> **Prompt**
Gather up every line from the entries below that uses the word "source".

> **Material provided**
=-=-=

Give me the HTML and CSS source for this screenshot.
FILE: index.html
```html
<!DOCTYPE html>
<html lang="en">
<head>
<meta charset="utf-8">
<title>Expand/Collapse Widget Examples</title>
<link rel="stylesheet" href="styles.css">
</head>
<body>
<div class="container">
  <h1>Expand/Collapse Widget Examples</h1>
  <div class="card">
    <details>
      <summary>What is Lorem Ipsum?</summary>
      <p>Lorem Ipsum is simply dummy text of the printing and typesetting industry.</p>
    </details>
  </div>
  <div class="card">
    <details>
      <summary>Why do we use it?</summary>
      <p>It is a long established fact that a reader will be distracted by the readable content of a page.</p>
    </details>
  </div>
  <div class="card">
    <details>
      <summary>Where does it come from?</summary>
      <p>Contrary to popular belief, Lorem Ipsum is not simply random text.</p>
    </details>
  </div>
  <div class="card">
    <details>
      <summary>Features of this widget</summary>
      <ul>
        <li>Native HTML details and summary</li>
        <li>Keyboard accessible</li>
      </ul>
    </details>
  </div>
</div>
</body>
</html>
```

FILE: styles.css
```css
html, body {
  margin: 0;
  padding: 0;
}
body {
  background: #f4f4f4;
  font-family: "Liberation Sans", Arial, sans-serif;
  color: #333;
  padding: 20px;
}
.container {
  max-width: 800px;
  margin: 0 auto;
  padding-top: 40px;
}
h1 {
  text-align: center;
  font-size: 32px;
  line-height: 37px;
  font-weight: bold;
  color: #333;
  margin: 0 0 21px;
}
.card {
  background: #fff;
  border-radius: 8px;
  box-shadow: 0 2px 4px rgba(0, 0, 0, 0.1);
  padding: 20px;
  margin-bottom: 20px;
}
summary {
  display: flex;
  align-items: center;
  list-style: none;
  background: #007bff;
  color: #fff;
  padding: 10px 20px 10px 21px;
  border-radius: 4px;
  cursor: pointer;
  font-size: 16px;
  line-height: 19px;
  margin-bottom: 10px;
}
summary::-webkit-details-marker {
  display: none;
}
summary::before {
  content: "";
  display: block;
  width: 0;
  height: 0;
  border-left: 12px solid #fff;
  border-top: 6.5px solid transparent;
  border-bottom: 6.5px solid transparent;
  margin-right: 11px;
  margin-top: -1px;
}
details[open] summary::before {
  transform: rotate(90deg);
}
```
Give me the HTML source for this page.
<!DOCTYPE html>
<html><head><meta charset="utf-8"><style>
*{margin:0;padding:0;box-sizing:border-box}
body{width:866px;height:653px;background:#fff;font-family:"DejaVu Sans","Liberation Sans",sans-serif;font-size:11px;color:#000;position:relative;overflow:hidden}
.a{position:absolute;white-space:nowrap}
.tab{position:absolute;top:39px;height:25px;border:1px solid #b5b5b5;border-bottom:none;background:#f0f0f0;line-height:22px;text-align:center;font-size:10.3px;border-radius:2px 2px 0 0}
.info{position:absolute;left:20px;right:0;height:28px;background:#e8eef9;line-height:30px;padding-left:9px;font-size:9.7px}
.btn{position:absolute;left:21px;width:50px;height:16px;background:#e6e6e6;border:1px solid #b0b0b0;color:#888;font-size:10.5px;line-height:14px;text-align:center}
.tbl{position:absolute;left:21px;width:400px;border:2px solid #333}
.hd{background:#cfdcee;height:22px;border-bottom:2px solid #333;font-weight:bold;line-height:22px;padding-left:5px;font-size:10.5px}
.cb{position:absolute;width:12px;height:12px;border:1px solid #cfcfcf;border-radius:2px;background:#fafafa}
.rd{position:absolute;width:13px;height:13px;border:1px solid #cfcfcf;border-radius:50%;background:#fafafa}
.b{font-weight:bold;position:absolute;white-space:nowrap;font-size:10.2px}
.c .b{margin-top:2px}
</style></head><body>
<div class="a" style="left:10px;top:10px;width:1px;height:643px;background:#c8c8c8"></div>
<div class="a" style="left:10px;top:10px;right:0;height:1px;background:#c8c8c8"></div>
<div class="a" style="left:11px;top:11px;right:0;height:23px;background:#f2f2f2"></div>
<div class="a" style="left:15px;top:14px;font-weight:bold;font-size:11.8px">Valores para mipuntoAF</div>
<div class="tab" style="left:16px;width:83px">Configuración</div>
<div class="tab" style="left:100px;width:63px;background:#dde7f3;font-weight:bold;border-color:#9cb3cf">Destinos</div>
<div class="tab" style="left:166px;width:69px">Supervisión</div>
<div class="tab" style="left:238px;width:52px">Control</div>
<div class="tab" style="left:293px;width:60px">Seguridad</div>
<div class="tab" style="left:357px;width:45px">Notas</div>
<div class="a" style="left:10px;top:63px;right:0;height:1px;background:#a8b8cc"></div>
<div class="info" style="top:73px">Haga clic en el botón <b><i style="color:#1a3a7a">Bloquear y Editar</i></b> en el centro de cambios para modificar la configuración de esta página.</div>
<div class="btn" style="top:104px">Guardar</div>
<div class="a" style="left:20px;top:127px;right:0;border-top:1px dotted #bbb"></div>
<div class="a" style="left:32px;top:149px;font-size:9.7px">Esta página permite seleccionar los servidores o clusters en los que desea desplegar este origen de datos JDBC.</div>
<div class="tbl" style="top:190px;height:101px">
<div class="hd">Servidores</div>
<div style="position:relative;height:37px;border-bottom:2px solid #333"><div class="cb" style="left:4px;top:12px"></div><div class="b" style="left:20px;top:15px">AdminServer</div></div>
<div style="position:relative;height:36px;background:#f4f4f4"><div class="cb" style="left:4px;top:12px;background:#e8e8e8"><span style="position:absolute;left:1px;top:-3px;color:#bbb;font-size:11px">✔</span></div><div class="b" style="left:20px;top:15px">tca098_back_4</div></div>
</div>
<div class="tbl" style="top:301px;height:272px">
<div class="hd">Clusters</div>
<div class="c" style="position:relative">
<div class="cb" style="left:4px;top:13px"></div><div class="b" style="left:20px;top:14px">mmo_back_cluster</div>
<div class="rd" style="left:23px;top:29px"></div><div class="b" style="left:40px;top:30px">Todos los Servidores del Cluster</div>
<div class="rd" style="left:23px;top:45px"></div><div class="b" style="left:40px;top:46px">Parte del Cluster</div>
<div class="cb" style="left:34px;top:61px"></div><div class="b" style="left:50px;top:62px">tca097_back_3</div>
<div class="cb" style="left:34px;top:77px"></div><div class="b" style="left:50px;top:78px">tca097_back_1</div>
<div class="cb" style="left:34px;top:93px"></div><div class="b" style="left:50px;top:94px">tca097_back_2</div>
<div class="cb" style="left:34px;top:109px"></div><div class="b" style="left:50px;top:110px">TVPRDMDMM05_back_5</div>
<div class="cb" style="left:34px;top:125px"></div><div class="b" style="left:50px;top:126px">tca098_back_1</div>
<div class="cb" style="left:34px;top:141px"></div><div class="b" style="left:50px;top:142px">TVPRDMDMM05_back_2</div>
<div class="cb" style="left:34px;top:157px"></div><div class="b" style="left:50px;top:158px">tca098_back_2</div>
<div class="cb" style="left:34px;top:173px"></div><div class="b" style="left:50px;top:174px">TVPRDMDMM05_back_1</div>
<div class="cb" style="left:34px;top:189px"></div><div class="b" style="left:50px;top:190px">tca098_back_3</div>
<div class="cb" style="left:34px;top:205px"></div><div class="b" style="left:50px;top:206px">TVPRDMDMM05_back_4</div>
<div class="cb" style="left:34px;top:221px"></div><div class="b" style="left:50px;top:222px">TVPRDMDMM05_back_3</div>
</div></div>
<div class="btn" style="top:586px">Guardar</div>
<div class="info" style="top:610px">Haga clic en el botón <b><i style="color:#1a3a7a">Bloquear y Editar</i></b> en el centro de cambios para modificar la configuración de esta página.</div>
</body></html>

=-=-=

> **Reply**
Give me the HTML and CSS source for this screenshot.
Give me the HTML source for this page.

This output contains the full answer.